Das Gremium beschließt geändert.

 

Landschaftsarchitekt Gänsslen erläutert, dass es sich bei den beiden LSG um das gleiche Gewässer „Die Große Aue“ handelt. Thematisch habe man sich mit beiden LSG ähnlich auseinandergesetzt. 

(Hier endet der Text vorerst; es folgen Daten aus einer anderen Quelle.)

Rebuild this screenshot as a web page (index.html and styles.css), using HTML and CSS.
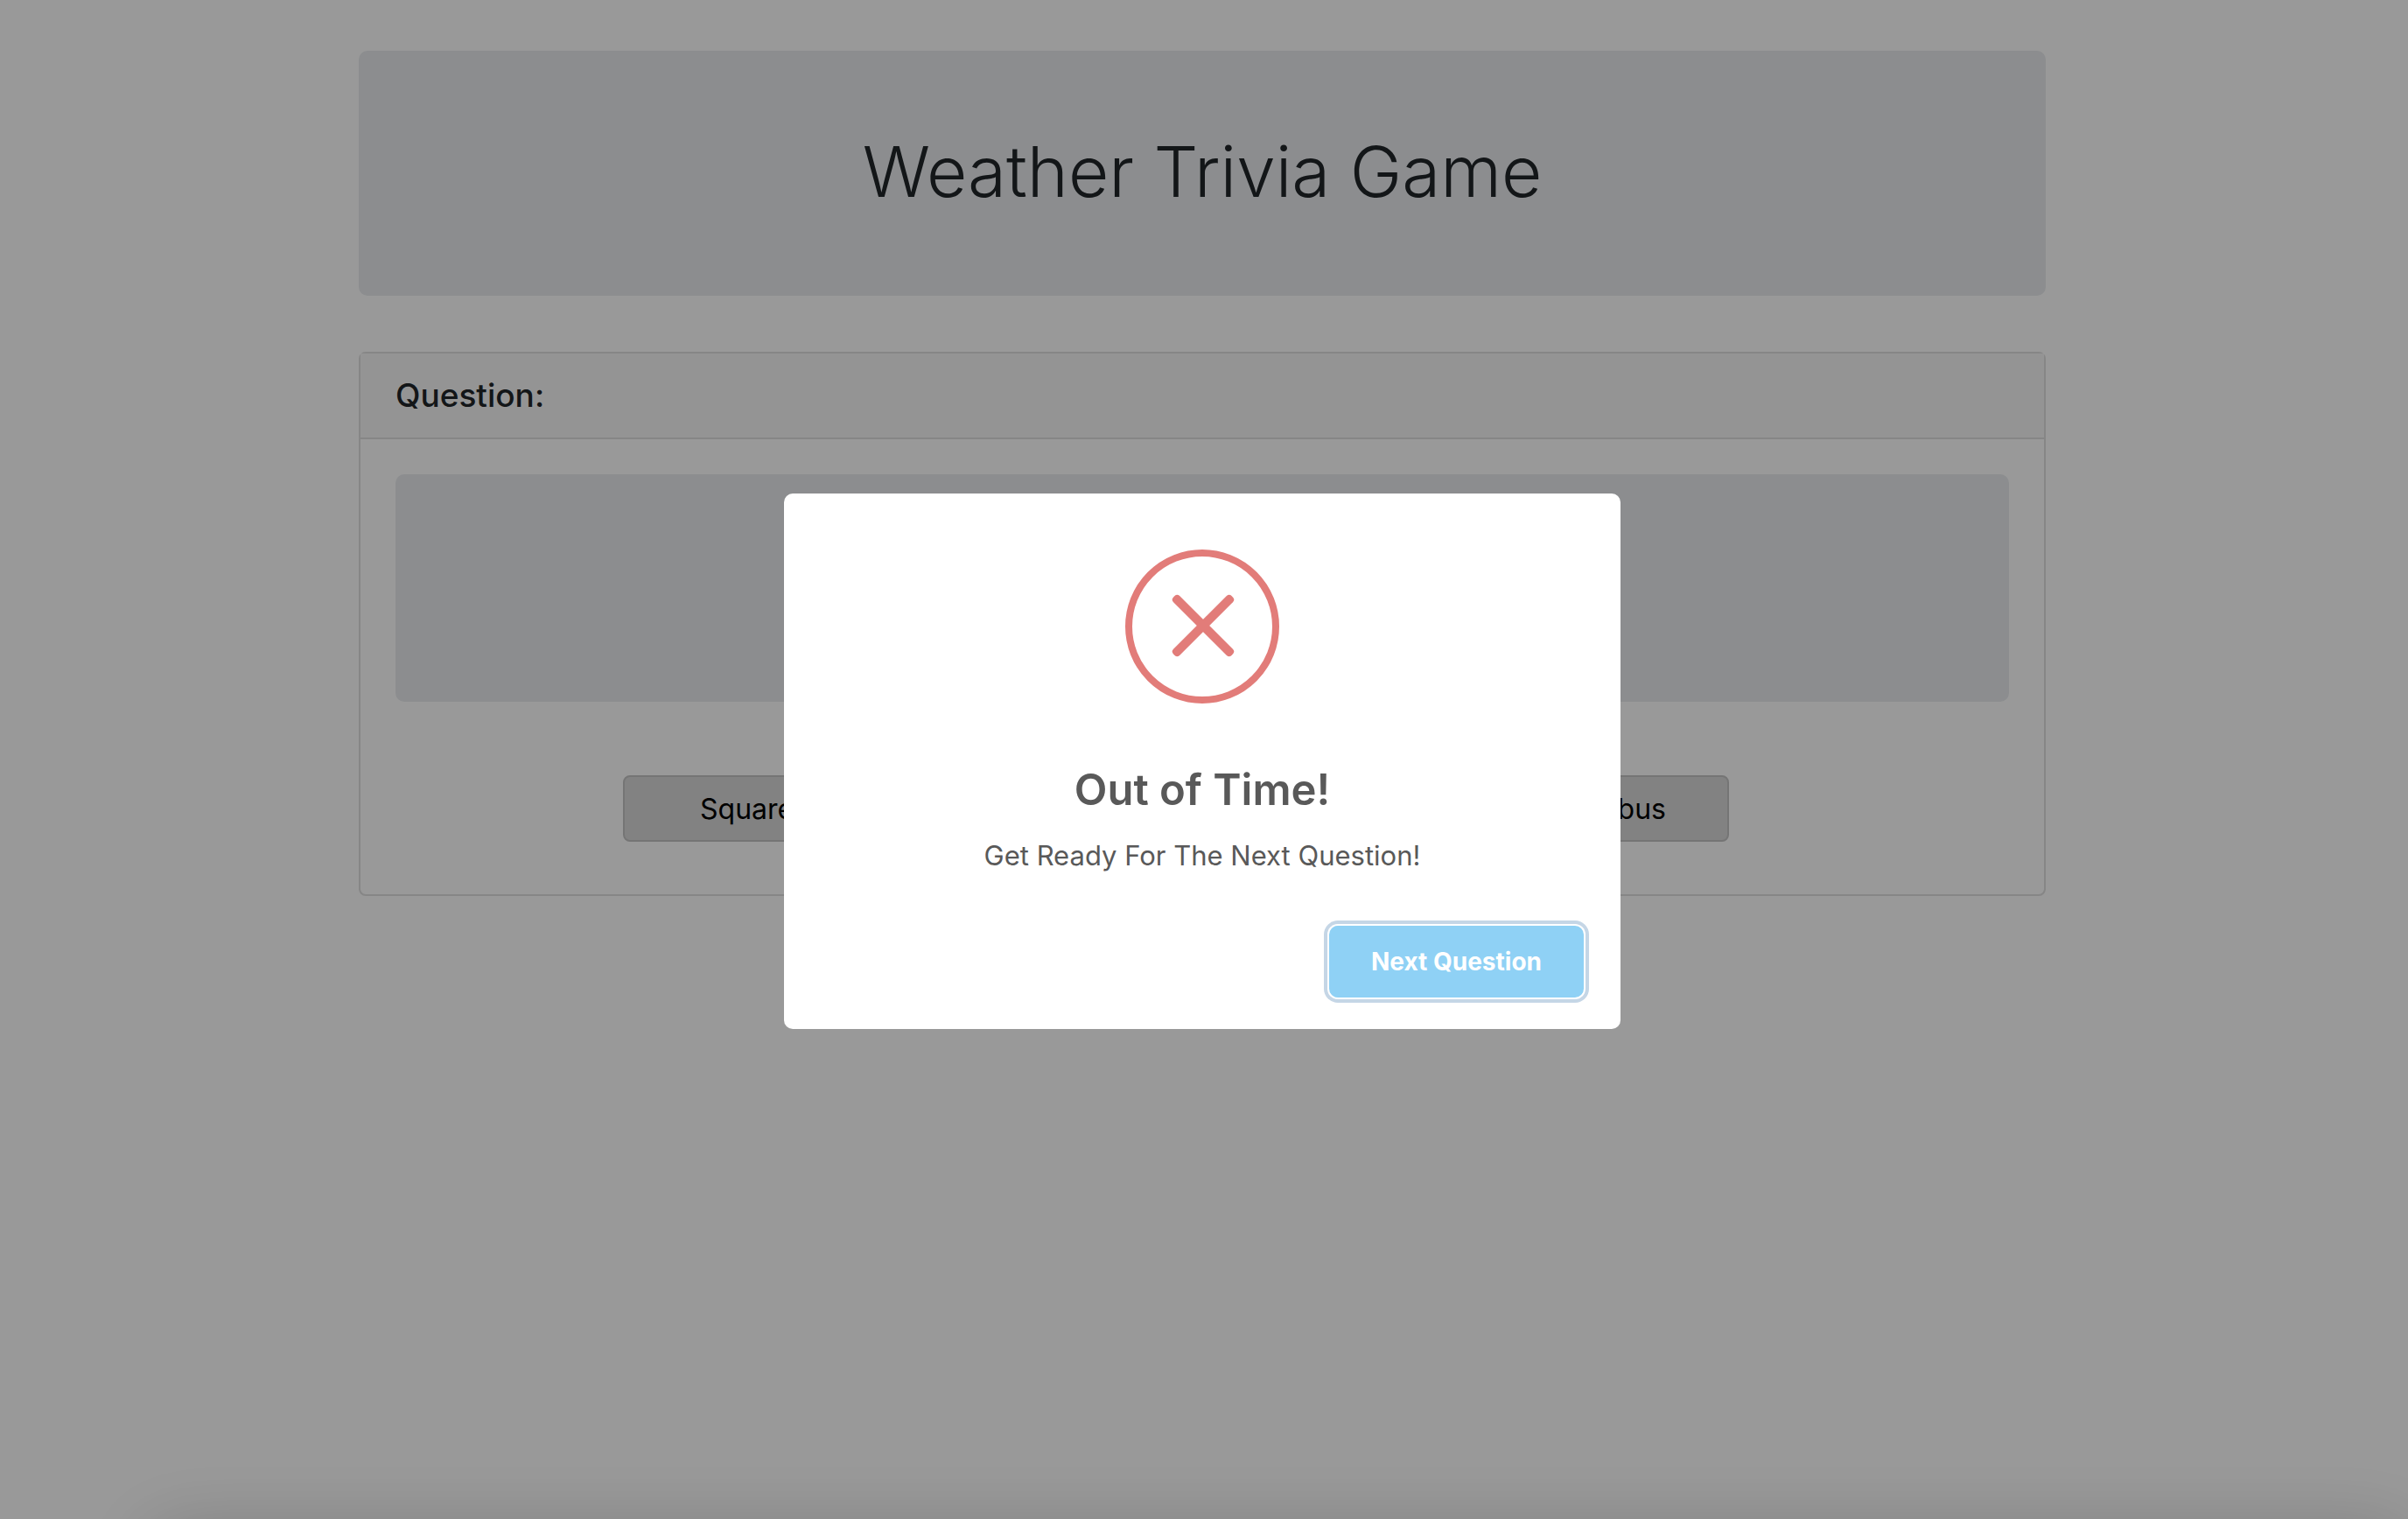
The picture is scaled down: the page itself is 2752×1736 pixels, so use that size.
FILE: index.html
```html
<!DOCTYPE html>
<html lang="en">
<head>
<meta charset="utf-8">
<title>Weather Trivia Game</title>
<link rel="stylesheet" href="styles.css">
</head>
<body>
<main class="container">
  <header class="jumbotron">
    <h1 class="title">Weather Trivia Game</h1>
  </header>
  <section class="card">
    <h2 class="card-header">Question:</h2>
    <div class="card-body">
      <div class="prompt"></div>
      <div class="answers">
        <button class="answer answer-wide" type="button">Square</button>
        <button class="answer" type="button">Nimbus</button>
      </div>
    </div>
  </section>
</main>
<div class="overlay">
  <div class="modal" role="dialog" aria-modal="true" aria-labelledby="modal-title">
    <svg class="modal-icon" viewBox="0 0 176 176" aria-hidden="true">
      <circle cx="88" cy="88" r="84" fill="none" stroke="currentColor" stroke-width="8"/>
      <g fill="currentColor">
        <rect x="42" y="82" width="94" height="10" rx="4" transform="rotate(45 89 87)"/>
        <rect x="42" y="82" width="94" height="10" rx="4" transform="rotate(-45 89 87)"/>
      </g>
    </svg>
    <h2 class="modal-title" id="modal-title">Out of Time!</h2>
    <p class="modal-text">Get Ready For The Next Question!</p>
    <div class="modal-footer">
      <button class="modal-button" type="button">Next Question</button>
    </div>
  </div>
</div>
<div class="bottom-shadow"></div>
</body>
</html>
```
FILE: styles.css
```css
* { box-sizing: border-box; }

body {
  margin: 0;
  padding-right: 4px;
  min-height: 100vh;
  overflow: hidden;
  background: #fff;
  color: #212529;
  font-family: Inter, "Liberation Sans", sans-serif;
}

h1, h2, p { margin: 0; }

.container {
  width: 80%;
  max-width: 1928px;
  margin: 0 auto;
  padding-top: 58px;
}

.jumbotron {
  padding: 84px 40px 88px;
  border-radius: 10px;
  background: #e9ecef;
  text-align: center;
}

.title {
  font-size: 80px;
  line-height: 108px;
  font-weight: 300;
}

.card {
  margin-top: 64px;
  border: 2px solid #dfdfdf;
  border-radius: 8px;
}

.card-header {
  padding: 24px 40px;
  border-bottom: 2px solid #dfdfdf;
  background: #f7f7f7;
  font-size: 37px;
  line-height: 48px;
  font-weight: 500;
}

.card-body { padding: 40px 40px 60px; }

.prompt {
  height: 260px;
  border-radius: 10px;
  background: #e9ecef;
}

.answers {
  display: flex;
  justify-content: space-between;
  margin: 84px 320px 0 260px;
}

.answer {
  height: 76px;
  padding: 0 70px;
  border: 2px solid #c3c3c3;
  border-radius: 8px;
  background: #d9d9d9;
  color: #000;
  font: 400 32px Inter, "Liberation Sans", sans-serif;
}

.answer-wide { padding: 0 86px; }

.overlay {
  position: fixed;
  inset: 0;
  display: flex;
  align-items: center;
  justify-content: center;
  padding: 4px 4px 0 0;
  background: rgba(0, 0, 0, 0.4);
}

.modal {
  display: flex;
  flex-direction: column;
  align-items: center;
  width: 956px;
  padding: 64px 42px 36px;
  border-radius: 10px;
  background: #fff;
  color: #595959;
}

.modal-icon {
  width: 176px;
  height: 176px;
  color: #e27c79;
}

.modal-title {
  margin-top: 66px;
  font-size: 49px;
  line-height: 66px;
  font-weight: 600;
}

.modal-text {
  margin-top: 22px;
  font-size: 31px;
  line-height: 40px;
}

.modal-footer {
  display: flex;
  justify-content: flex-end;
  align-self: stretch;
  margin-top: 60px;
}

.modal-button {
  height: 82px;
  padding: 0 48px;
  border: 0;
  border-radius: 10px;
  background: #8fd1f5;
  box-shadow: 0 0 0 2px #fff, 0 0 0 6px #c5d6e6;
  color: #fff;
  font: 700 28px Inter, "Liberation Sans", sans-serif;
}

.bottom-shadow {
  position: fixed;
  top: 100%;
  left: 172px;
  right: 0;
  height: 200px;
  box-shadow: 0 16px 90px rgba(0, 0, 0, 0.2);
}
```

Das LSG NI 67 bilde den Gewässerverlauf der „Großen Aue“ von Voigtei bis Steyerberg mit den Teilgebieten „Aue-Wiesen & Alte Weiden“, „Burgwiesen“, „Herrenbruch & Wischhagen“ sowie „Brunnenberg & Steyerberg“ ab, bevor es sich im weiteren Verlauf an das LSG NI 66 „Die Große Aue - Von Steyerberg bis zur Weser“ mit den Teilgebieten „An der Dunkheide“, „Große Aue bei Spelshausen“, „Altarme und Teiche Liebenau-Eickhof“, „Altarm am Arkenberg“, „Altarme am Hokenkamp“ und „Alte Aue“ angliedert.

 

Den betroffenen Samtgemeinden, den sonst betroffenen Behörden und den anerkannten Naturschutzvereinigungen, sowie den Eigentümern wurden die Entwurfsunterlagen zur Stellungnahme vorab zugeleitet. Im Rahmen des Auslegungsverfahrens ergab sich daraus für das LSG NI 67 lediglich eine Stellungnahme. 60 Träger öffentlicher Belange, Interessenvertretungen und anerkannte Naturschutzvereinigungen sowie Grundstückseigentümer (davon 6 Private) wurden beteiligt. Von denen haben 17 Stellen (davon 5 private Eigentümer) Bedenken, Anregungen und Hinweise vorgebracht. Von den persönlich beteiligten 6 privaten Eigentümern haben 5 Bedenken oder Anregungen geäußert. Hauptsächlich waren diese einfache Nachfragen und Bitten um Erläuterungen. Die Ergebnisse der fachlichen und rechtlichen Auseinandersetzung sind in den Verordnungsentwurf eingeflossen.

 

Im Rahmen des Auslegungsverfahrens für das LSG NI 66 wurden keine Stellungnahmen vorgelegt. Im Beteiligungsverfahren wurden 91 Träger öffentlicher Belange, Interessenvertretungen und anerkannte Naturschutzvereinigungen sowie Grundstückseigentümer beteiligt. 31 Stellen (davon 6 private Eigentümer) haben Bedenken bzw. Anregungen und Hinweise vorgebracht, mit denen sich fachlich und rechtlich auseinandergesetzt wurde.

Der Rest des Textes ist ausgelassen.